3. In this case, the estimate from any random sample of 16 marbles will always be of the form $\frac{X}{16}$ where $X$ is a discrete value from $0, 1, 2, \ldots 16$. None of those possible proportions can equal exactly 33.6%; the closest possible sample percentage is 31.25% ($= \frac{5}{16}$) which happens to be the most frequent estimate in the table. Alternatively, $0.336 \cdot 16 = 5.376$, and it is not possible to draw 5.376 red marbles as the number of reds drawn must be a whole number between 0 and 16 (inclusive).

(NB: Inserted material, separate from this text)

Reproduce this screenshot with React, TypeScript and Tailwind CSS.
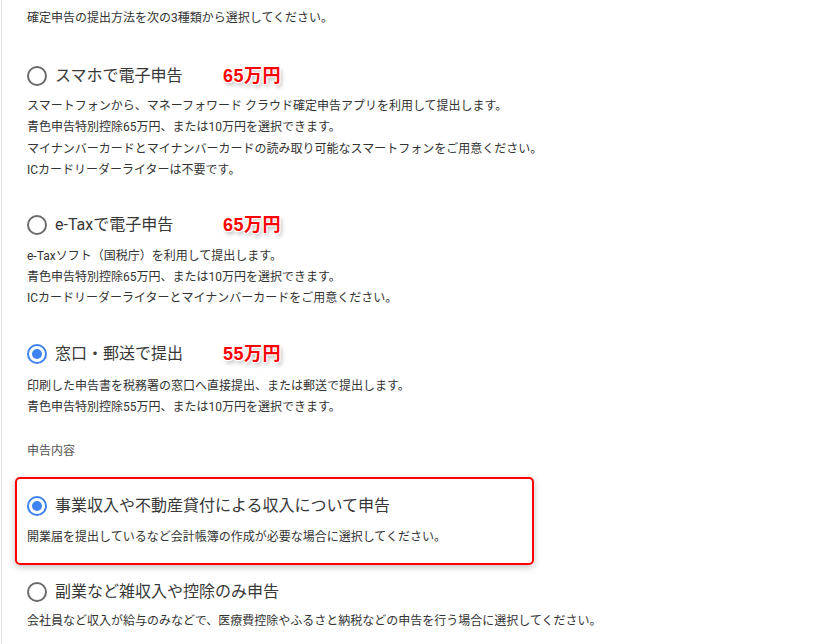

4. Under the assumption that the random samples are representative of the population from which they were selected, if half of the marbles in the glass jar were red, then the dotplot and table would most likely show a majority of sample values centered near 50%. We notice from the collected data that most of the sample estimates are in the 25% to 43.75% range, and the graph seems to be centered more in the low-30% values. Other arguments that discuss how the graph is centered at a value far from 50% and/or how a small number of the estimates are actually near 50% would also be appropriate.
5. Regardless of simulation method, the distribution of the sample percentages should be centered between 60 and 70% and have a spread and approximate shape that are similar to the graph shown earlier in this task. In some respects, the distribution should resemble a "mirror image" of the distribution shown in this task.